The multimillionaire-dollar question is: under what auspices did Moore get his people to Cuba? Moore, producer Harvey Weinstein and attorney David Boies claim that the group traveled on a legal "journalistic endeavor," presumably under a license granted to members of the press who can provide evidence to the Treasury that they are regularly employed by a news organization. (Moore's spokesman, Chris Lehane, insists that Moore's group traveled legally, yet he wouldn't say if they actually attained any license from Treasury.) But the subjects of "Sicko" aren't "regularly employeed" as journalists. NEWSWEEK has learned that Moore's production company, Dog Eat Dog productions, credentialed the interviewees itself—in essence, knighting them as journalists—and then flew them from Miami to Cuba on a charter flight reserved for licensed travelers. Is that good enough? "Moore is not allowed to travel with companions unless they're also licensed by the Treasury to travel to Cuba as journalists," says David Cibrian, international trade attorney at Strasburger & Price. " Journalists don't bring people from elsewhere to interview in Cuba. People go to Cuba to interview Cubans."

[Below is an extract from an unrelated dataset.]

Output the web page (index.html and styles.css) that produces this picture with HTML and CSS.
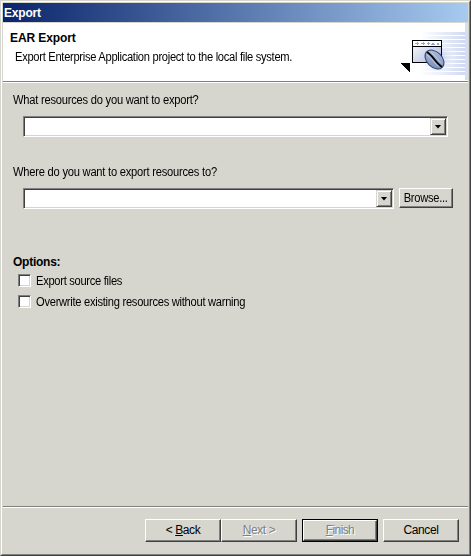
FILE: index.html
```html
<!DOCTYPE html>
<html lang="en">
<head>
<meta charset="utf-8">
<title>Export</title>
<link rel="stylesheet" href="styles.css">
</head>
<body>
<div class="window">
  <div class="frame">
    <div class="titlebar"><span class="t-title">Export</span></div>
    <header class="banner">
      <div class="banner-text">
        <h1><span class="t-head">EAR Export</span></h1>
        <p><span class="narrow t-desc">Export Enterprise Application project to the local file system.</span></p>
      </div>
      <svg class="art" width="70" height="57" viewBox="398 23 70 57" shape-rendering="crispEdges" aria-hidden="true">
        <defs>
          <linearGradient id="rays" gradientUnits="userSpaceOnUse" x1="420" x2="468" y1="0" y2="0"><stop offset="0" stop-color="#fff"/><stop offset="1" stop-color="#cdd7f1"/></linearGradient>
          <linearGradient id="pane" x1="0" y1="0" x2="1" y2="1"><stop offset="0" stop-color="#fff"/><stop offset="1" stop-color="#a9b5dd"/></linearGradient>
          <linearGradient id="bean" x1="0" y1="0" x2="1" y2="1"><stop offset="0" stop-color="#b8c3de"/><stop offset="1" stop-color="#7088b8"/></linearGradient>
          <radialGradient id="glow"><stop offset="0" stop-color="#b4c2ea"/><stop offset="1" stop-color="#fff" stop-opacity="0"/></radialGradient>
        </defs>
        <g fill="url(#rays)">
          <rect x="420" y="32" width="48" height="3"/><rect x="420" y="36" width="48" height="3"/>
          <rect x="420" y="40" width="48" height="3"/><rect x="420" y="44" width="48" height="3"/>
          <rect x="420" y="48" width="48" height="3"/><rect x="420" y="52" width="48" height="3"/>
          <rect x="420" y="56" width="48" height="3"/><rect x="420" y="60" width="48" height="3"/>
          <rect x="420" y="64" width="48" height="3"/><rect x="420" y="68" width="48" height="3"/>
          <rect x="420" y="72" width="48" height="3"/>
        </g>
        <rect x="465" y="23" width="3" height="57" fill="#d5def3"/>
        <ellipse cx="438" cy="57" rx="20" ry="18" fill="url(#glow)"/>
        <path d="M400 63h10v10z"/>
        <rect x="412.500" y="40.500" width="29" height="22" fill="url(#pane)" stroke="#000"/>
        <rect x="413" y="41" width="28" height="5" fill="#fff"/>
        <path d="M412 46.500h30" stroke="#000"/>
        <path d="M415 43.500h4M421 43.500h4M427 43.500h3M431 44.500h4M432 43.500h2M437 43.500h2M437 44.500h2" stroke="#93a5ce"/>
        <path d="M417.500 42v3M423.500 42v3M428.500 42v3" stroke="#93a5ce"/>
        <g shape-rendering="auto" transform="rotate(45 434.500 59.500)">
          <ellipse cx="434.500" cy="59.500" rx="11" ry="7.600" fill="url(#bean)" stroke="#314878"/>
          <path d="M424 59.500q5-.8 10.500 0t10.500 0" fill="none" stroke="#000" stroke-width="1.800"/>
          <path d="M426 61.500q5-.8 9 0t7 0M427 57q5-.8 9 0t6 0" fill="none" stroke="#d6def0" stroke-width=".6"/>
        </g>
      </svg>
    </header>
    <main class="content">
      <div class="label first"><span class="narrow t-what">What resources do you want to export?</span></div>
      <div class="row wide"><div class="combo"><i class="drop"></i></div></div>
      <div class="label second"><span class="narrow t-where">Where do you want to export resources to?</span></div>
      <div class="row"><div class="combo"><i class="drop"></i></div><button class="btn browse"><span class="narrow t-browse">Browse...</span></button></div>
      <h2><span class="t-opt">Options:</span></h2>
      <div class="check"><i class="box"></i><span class="narrow t-src">Export source files</span></div>
      <div class="check"><i class="box"></i><span class="narrow t-over">Overwrite existing resources without warning</span></div>
    </main>
    <footer class="footer">
      <button class="btn"><span class="t-back">&lt; <u>B</u>ack</span></button>
      <button class="btn off"><span class="t-next"><u>N</u>ext &gt;</span></button>
      <div class="default"><button class="btn off"><span class="t-fin"><u>F</u>inish</span></button></div>
      <button class="btn cancel"><span class="t-can">Cancel</span></button>
    </footer>
  </div>
</div>
</body>
</html>
```
FILE: styles.css
```css
* { box-sizing: border-box; }
body { margin: 0; background: #d6d5ce; font: 12px/14px "Liberation Sans", Arial, sans-serif; color: #000; }
.window { width: 471px; height: 556px; border: 1px solid; border-color: #d6d5ce #404040 #404040 #d6d5ce; }
.frame { height: 554px; border: 1px solid; border-color: #fff #808080 #808080 #fff; padding: 1px 1px 0; display: flex; flex-direction: column; }
span { white-space: nowrap; }
.narrow { display: inline-block; transform: scaleX(.93); transform-origin: 0 50%; }
.titlebar { flex: none; height: 19px; padding: 3px 1px; background: linear-gradient(90deg, #0a246a, #a6caf0); color: #fff; font-weight: bold; }
.banner { flex: none; margin-top: 1px; height: 60px; background: #fff; border-bottom: 1px solid #fff; box-shadow: inset 0 -1px #808080; display: flex; justify-content: space-between; }
.banner-text { padding: 8px 0 0 7px; }
h1, h2, p { margin: 0; font-size: 12px; line-height: 14px; }
p { padding: 5px 0 0 5px; }
.art { flex: none; }
.content { flex: 1; padding: 10px 15px 0 10px; }
.label { height: 14px; }
.second { margin-top: 28px; }
.row { display: flex; height: 21px; margin: 9px 0 0 10px; gap: 5px; }
.wide { margin-right: 5px; }
.combo { flex: 1; display: flex; justify-content: flex-end; height: 21px; background: #fff; border: 1px solid; border-color: #808080 #fff #fff #808080; box-shadow: inset 1px 1px #404040, inset -1px -1px #d6d5ce; padding: 1px; }
.drop { width: 16px; height: 17px; background: #d6d5ce; border: 1px solid; border-color: #d6d5ce #404040 #404040 #d6d5ce; box-shadow: inset 1px 1px #fff, inset -1px -1px #808080; display: grid; place-items: center; }
.drop::after { content: ""; width: 7px; height: 4px; background: #000; clip-path: polygon(0 0, 100% 0, 50% 100%); }
.btn { flex: none; width: 76px; height: 23px; padding: 0; margin: 0; background: #d6d5ce; border: 1px solid; border-color: #fff #404040 #404040 #fff; box-shadow: inset -1px -1px #808080; font: inherit; color: #000; border-radius: 0; }
.browse { width: 54px; height: 20px; }
.off { color: #808080; text-shadow: 1px 1px #fff; }
h2 { margin-top: 46px; }
.check { display: flex; align-items: center; height: 14px; margin: 4px 0 0 5px; gap: 5px; }
.check span { padding-top: 2px; }
.check + .check { margin-top: 7px; }
.box { width: 13px; height: 13px; background: #fff; border: 1px solid; border-color: #808080 #fff #fff #808080; box-shadow: inset 1px 1px #404040, inset -1px -1px #d6d5ce; }
.footer { flex: none; height: 48px; border-top: 1px solid #808080; box-shadow: inset 0 1px #fff; display: flex; padding: 12px 10px 0 142px; }
.footer .btn { padding-bottom: 2px; }
.default { border: 1px solid #000; width: 76px; height: 23px; margin-left: 5px; }
.default .btn { width: 74px; height: 21px; }
.cancel { margin-left: 5px; }
.t-title { letter-spacing: -.2px; }
.t-head { letter-spacing: -.1px; }
.t-opt { letter-spacing: -.25px; }
.t-desc, .t-src { letter-spacing: -.32px; }
.t-over { letter-spacing: -.3px; }
.t-what, .t-where { letter-spacing: -.25px; }
.t-browse { letter-spacing: -.3px; transform-origin: 50% 50%; }
.t-back, .t-next, .t-can { letter-spacing: -.4px; }
.t-fin { letter-spacing: -.6px; }
```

One final mystery is what documentation Moore's party presented to U.S. Customs and Border Protection personnel in order to legally board a flight from Miami. Treasury claims, in a May letter to Moore, that it has "no record" of issuing the necessary paperwork for Moore to travel. But Angel Marques, public affairs liaison in the Miami Office of Customs and Border Protection, says no one gets on a flight from Miami to Cuba without showing a Treasury license. "I don't know what charter service Moore used, but it's safe to say that he would have been asked for paperwork before boarding," Marques says.

But it might not only be Moore who's in trouble. The Treasury Department wouldn't comment on an open investigation, but at least one New York newspaper has reported that the government is investigating each person in Moore's entourage to see if they violated licensing rules for Cuba visits. The interviewees themselves were aware of Moore's tactics, but they didn't think there was anything illegal about them. "What I gather is that Michael applied for this license [a special license for nonjournalists such as technicians employed by a news organization] some time back and they [the U.S. Treasury] didn't tell him no, but they never gave him an answer," said Billy Mahr, 54, whose nervous teeth-grinding, following his work as a volunteer 9/11 rescuer, brought him in to conflict with the health-care system. "We figured well, they're not telling us not to go, so we can go." That said, Mahr says he doesn't really care what action the government may take against him. "Bring it on," he says. "I wish they wouldn't bother investigating and just come get me," says Reggie Cervantes, a fellow Cuba traveler. "At least then I'd get three meals a day and free health care."